<書評>『これが民主主義か? 辺野古新基地に“NO”の理由』 閉塞する日本を開くカギ

 安倍・菅両政権下で民主主義は傷つき、権力の集中は独裁に向かっている。その象徴が原発維持政策であり、森・加計学園問題、桜を見る会に関連した不正支出など不祥事の数々だ。象徴の一端でもある辺野古新基地建設問題に関し、本書は「日本の民主主義の問題だ」と、読者の視野を広げてくれる。
 前名護市長の稲嶺進は「アメとムチ」政策にあらがう自治体の苦闘を振り返る。高里鈴代は殺人、暴行などおびただしい数の女性被害事件を基に米軍の「構造的暴力」を告発する。チョウ研究者・宮城秋乃は世界自然遺産候補地でもある北部訓練場跡地の残留汚染を報告している。軍隊の存在は女性の尊厳、地方自治や希少な自然を破壊し続けている。

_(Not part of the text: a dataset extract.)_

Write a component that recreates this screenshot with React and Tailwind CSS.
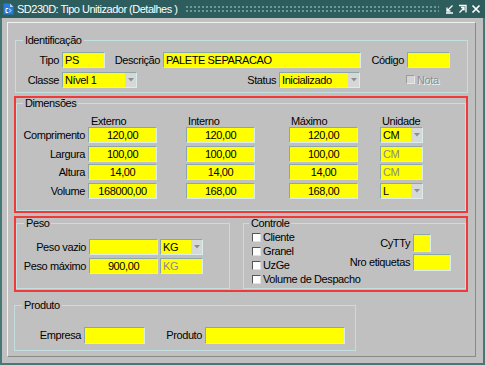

 軍用地強制使用や爆音差し止め、知事代理署名、辺野古埋め立て承認取り消しなどの各訴訟で、多くの県民にとっては不当とも言える判決が続いてきた。高木吉朗、木村草太、紙野健二ら法曹関係者は「憲法の上に地位協定、安保条約がある」などと法治国家の崩壊だと警鐘を鳴らす。不条理は沖縄だけの問題ではない。日米の軍事一体化による「本土の沖縄化」、米軍機の低空飛行など基地被害の本土への拡大は、国民に問題意識の共有を促している。
 独裁、差別社会は批判者を排除する。在特会やネット右翼批判で矢面に立つ安田浩一は「ヘイトと沖縄バッシングは地下茎でつながっている」と指摘する。安倍政権を追放された元文科省事務次官前川喜平は教科書の「集団自決」削除をただし、歴史教育の偏向と安保法制、敵基地攻撃論、中国敵視戦略が根底でつながっていることを示唆した。
 アンカー役の琉球新報政治部長、新垣毅が説く沖縄の自己決定権実現は日本の民主主義復権につながる。「沖縄問題」の処方箋は、閉塞(へいそく)する日本の未来を開くカギとなりうる。そのための視点を本書は与えてくれる。
 (新垣邦雄・東アジア共同体研究所琉球・沖縄センター事務局長)
 新垣毅(琉球新報政治部長)、稲嶺進(前名護市長)、高木吉朗(弁護士)、高里鈴代(基地・軍隊を許さない女たちの会共同代表)、宮城秋乃(チョウ類研究者)、木村草太(東京都立大教授)、紙野健二(名古屋大名誉教授)、前川喜平(元文部科学事務次官)、安田浩一(フリーライター)の9氏が執筆した。